▸ What the exercise asks: Skip the pictures and extract all of the lines exactly as written.
━━ Provided data
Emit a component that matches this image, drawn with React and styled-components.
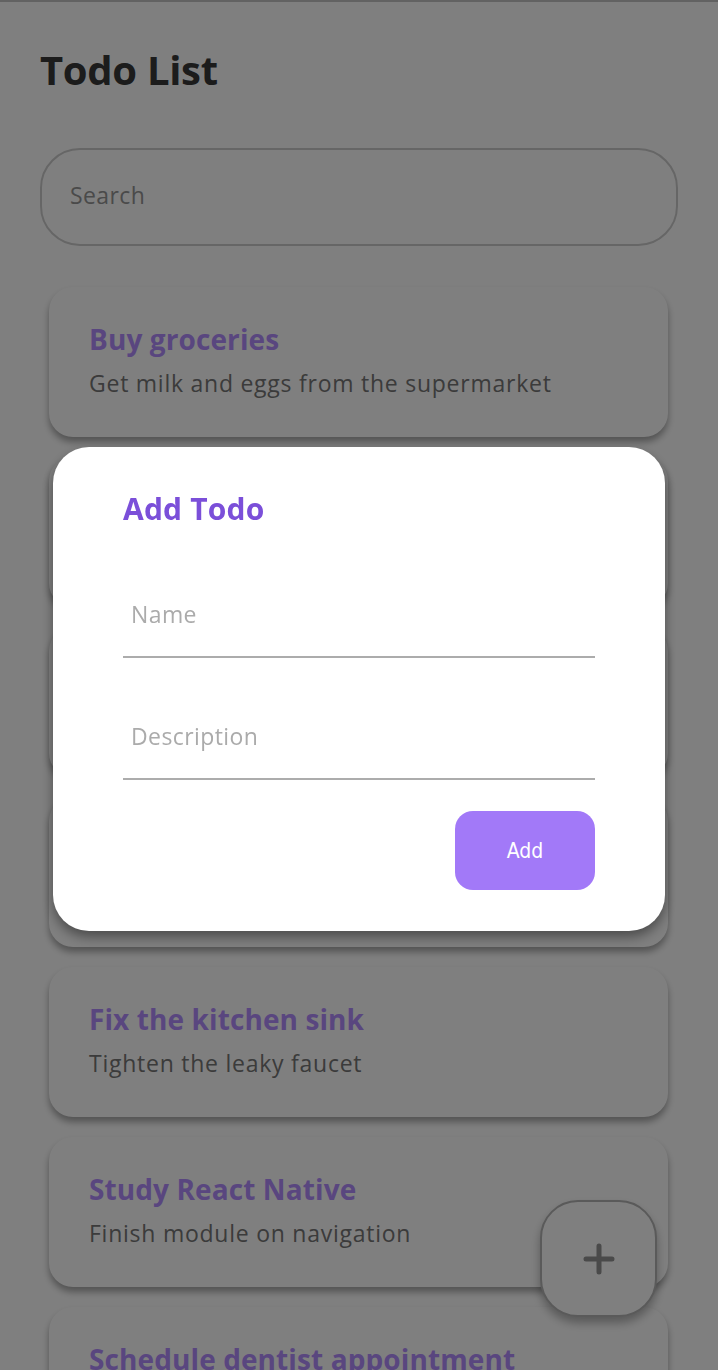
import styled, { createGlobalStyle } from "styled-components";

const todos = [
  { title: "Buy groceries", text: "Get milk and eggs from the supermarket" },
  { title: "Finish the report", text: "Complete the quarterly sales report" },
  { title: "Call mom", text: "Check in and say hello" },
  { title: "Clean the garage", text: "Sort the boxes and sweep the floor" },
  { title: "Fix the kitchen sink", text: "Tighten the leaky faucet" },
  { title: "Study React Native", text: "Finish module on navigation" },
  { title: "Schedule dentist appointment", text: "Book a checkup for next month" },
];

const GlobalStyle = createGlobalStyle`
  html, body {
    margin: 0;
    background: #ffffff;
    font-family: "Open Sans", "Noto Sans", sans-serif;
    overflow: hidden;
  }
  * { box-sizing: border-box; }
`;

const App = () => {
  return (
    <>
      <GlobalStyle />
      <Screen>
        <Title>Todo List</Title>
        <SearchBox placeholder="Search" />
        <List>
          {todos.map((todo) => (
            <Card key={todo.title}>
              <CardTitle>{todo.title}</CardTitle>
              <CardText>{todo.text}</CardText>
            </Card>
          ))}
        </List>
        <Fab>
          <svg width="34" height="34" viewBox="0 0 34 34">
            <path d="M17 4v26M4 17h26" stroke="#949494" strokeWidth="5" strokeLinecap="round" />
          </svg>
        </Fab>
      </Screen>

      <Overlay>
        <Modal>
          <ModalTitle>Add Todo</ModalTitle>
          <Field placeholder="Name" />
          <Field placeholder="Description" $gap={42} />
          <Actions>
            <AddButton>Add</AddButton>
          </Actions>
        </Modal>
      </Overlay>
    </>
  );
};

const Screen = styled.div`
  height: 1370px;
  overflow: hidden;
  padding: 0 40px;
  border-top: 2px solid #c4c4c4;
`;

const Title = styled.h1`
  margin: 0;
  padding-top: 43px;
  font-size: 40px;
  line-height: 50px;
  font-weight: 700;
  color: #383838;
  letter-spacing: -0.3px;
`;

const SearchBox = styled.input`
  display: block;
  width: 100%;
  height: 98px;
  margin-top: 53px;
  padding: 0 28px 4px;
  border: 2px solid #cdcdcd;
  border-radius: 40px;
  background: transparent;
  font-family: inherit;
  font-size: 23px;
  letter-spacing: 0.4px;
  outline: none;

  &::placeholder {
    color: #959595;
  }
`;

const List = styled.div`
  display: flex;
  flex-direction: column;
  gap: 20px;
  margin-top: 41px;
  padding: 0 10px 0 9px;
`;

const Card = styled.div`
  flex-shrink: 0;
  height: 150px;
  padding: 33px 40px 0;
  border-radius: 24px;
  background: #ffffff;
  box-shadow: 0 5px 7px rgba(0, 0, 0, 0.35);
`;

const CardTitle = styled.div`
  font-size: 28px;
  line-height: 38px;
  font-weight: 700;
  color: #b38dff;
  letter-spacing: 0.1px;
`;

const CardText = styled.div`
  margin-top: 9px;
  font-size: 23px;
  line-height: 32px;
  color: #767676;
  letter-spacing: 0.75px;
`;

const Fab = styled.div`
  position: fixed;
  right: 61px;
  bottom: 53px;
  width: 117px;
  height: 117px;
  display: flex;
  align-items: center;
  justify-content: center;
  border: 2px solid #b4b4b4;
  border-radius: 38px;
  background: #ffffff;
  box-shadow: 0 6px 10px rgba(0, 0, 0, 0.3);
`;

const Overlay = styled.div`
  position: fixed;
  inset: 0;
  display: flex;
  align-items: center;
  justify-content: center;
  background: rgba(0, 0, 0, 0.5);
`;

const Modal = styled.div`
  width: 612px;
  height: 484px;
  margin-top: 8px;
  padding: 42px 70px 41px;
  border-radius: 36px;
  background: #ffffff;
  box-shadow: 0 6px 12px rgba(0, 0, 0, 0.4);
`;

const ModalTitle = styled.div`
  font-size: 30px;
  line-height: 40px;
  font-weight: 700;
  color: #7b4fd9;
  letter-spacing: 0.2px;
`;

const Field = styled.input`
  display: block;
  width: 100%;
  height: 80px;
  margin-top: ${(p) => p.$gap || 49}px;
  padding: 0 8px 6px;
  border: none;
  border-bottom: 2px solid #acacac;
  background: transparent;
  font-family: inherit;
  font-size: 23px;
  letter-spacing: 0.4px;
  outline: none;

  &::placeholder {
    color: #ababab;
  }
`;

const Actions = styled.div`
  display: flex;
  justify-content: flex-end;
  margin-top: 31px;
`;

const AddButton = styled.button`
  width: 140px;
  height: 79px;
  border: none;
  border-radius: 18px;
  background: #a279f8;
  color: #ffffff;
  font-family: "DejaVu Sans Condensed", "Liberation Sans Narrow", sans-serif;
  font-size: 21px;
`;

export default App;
━━━━
▸ Exercise result:
Emit a component that matches this image, drawn with React and styled-components.
import styled, { createGlobalStyle } from "styled-components";

const todos = [
  { title: "Buy groceries", text: "Get milk and eggs from the supermarket" },
  { title: "Finish the report", text: "Complete the quarterly sales report" },
  { title: "Call mom", text: "Check in and say hello" },
  { title: "Clean the garage", text: "Sort the boxes and sweep the floor" },
  { title: "Fix the kitchen sink", text: "Tighten the leaky faucet" },
  { title: "Study React Native", text: "Finish module on navigation" },
  { title: "Schedule dentist appointment", text: "Book a checkup for next month" },
];

const GlobalStyle = createGlobalStyle`
  html, body {
    margin: 0;
    background: #ffffff;
    font-family: "Open Sans", "Noto Sans", sans-serif;
    overflow: hidden;
  }
  * { box-sizing: border-box; }
`;

const App = () => {
  return (
    <>
      <GlobalStyle />
      <Screen>
        <Title>Todo List</Title>
        <SearchBox placeholder="Search" />
        <List>
          {todos.map((todo) => (
            <Card key={todo.title}>
              <CardTitle>{todo.title}</CardTitle>
              <CardText>{todo.text}</CardText>
            </Card>
          ))}
        </List>
        <Fab>
          <svg width="34" height="34" viewBox="0 0 34 34">
            <path d="M17 4v26M4 17h26" stroke="#949494" strokeWidth="5" strokeLinecap="round" />
          </svg>
        </Fab>
      </Screen>

      <Overlay>
        <Modal>
          <ModalTitle>Add Todo</ModalTitle>
          <Field placeholder="Name" />
          <Field placeholder="Description" $gap={42} />
          <Actions>
            <AddButton>Add</AddButton>
          </Actions>
        </Modal>
      </Overlay>
    </>
  );
};

const Screen = styled.div`
  height: 1370px;
  overflow: hidden;
  padding: 0 40px;
  border-top: 2px solid #c4c4c4;
`;

const Title = styled.h1`
  margin: 0;
  padding-top: 43px;
  font-size: 40px;
  line-height: 50px;
  font-weight: 700;
  color: #383838;
  letter-spacing: -0.3px;
`;

const SearchBox = styled.input`
  display: block;
  width: 100%;
  height: 98px;
  margin-top: 53px;
  padding: 0 28px 4px;
  border: 2px solid #cdcdcd;
  border-radius: 40px;
  background: transparent;
  font-family: inherit;
  font-size: 23px;
  letter-spacing: 0.4px;
  outline: none;

  &::placeholder {
    color: #959595;
  }
`;

const List = styled.div`
  display: flex;
  flex-direction: column;
  gap: 20px;
  margin-top: 41px;
  padding: 0 10px 0 9px;
`;

const Card = styled.div`
  flex-shrink: 0;
  height: 150px;
  padding: 33px 40px 0;
  border-radius: 24px;
  background: #ffffff;
  box-shadow: 0 5px 7px rgba(0, 0, 0, 0.35);
`;

const CardTitle = styled.div`
  font-size: 28px;
  line-height: 38px;
  font-weight: 700;
  color: #b38dff;
  letter-spacing: 0.1px;
`;

const CardText = styled.div`
  margin-top: 9px;
  font-size: 23px;
  line-height: 32px;
  color: #767676;
  letter-spacing: 0.75px;
`;

const Fab = styled.div`
  position: fixed;
  right: 61px;
  bottom: 53px;
  width: 117px;
  height: 117px;
  display: flex;
  align-items: center;
  justify-content: center;
  border: 2px solid #b4b4b4;
  border-radius: 38px;
  background: #ffffff;
  box-shadow: 0 6px 10px rgba(0, 0, 0, 0.3);
`;

const Overlay = styled.div`
  position: fixed;
  inset: 0;
  display: flex;
  align-items: center;
  justify-content: center;
  background: rgba(0, 0, 0, 0.5);
`;

const Modal = styled.div`
  width: 612px;
  height: 484px;
  margin-top: 8px;
  padding: 42px 70px 41px;
  border-radius: 36px;
  background: #ffffff;
  box-shadow: 0 6px 12px rgba(0, 0, 0, 0.4);
`;

const ModalTitle = styled.div`
  font-size: 30px;
  line-height: 40px;
  font-weight: 700;
  color: #7b4fd9;
  letter-spacing: 0.2px;
`;

const Field = styled.input`
  display: block;
  width: 100%;
  height: 80px;
  margin-top: ${(p) => p.$gap || 49}px;
  padding: 0 8px 6px;
  border: none;
  border-bottom: 2px solid #acacac;
  background: transparent;
  font-family: inherit;
  font-size: 23px;
  letter-spacing: 0.4px;
  outline: none;

  &::placeholder {
    color: #ababab;
  }
`;

const Actions = styled.div`
  display: flex;
  justify-content: flex-end;
  margin-top: 31px;
`;

const AddButton = styled.button`
  width: 140px;
  height: 79px;
  border: none;
  border-radius: 18px;
  background: #a279f8;
  color: #ffffff;
  font-family: "DejaVu Sans Condensed", "Liberation Sans Narrow", sans-serif;
  font-size: 21px;
`;

export default App;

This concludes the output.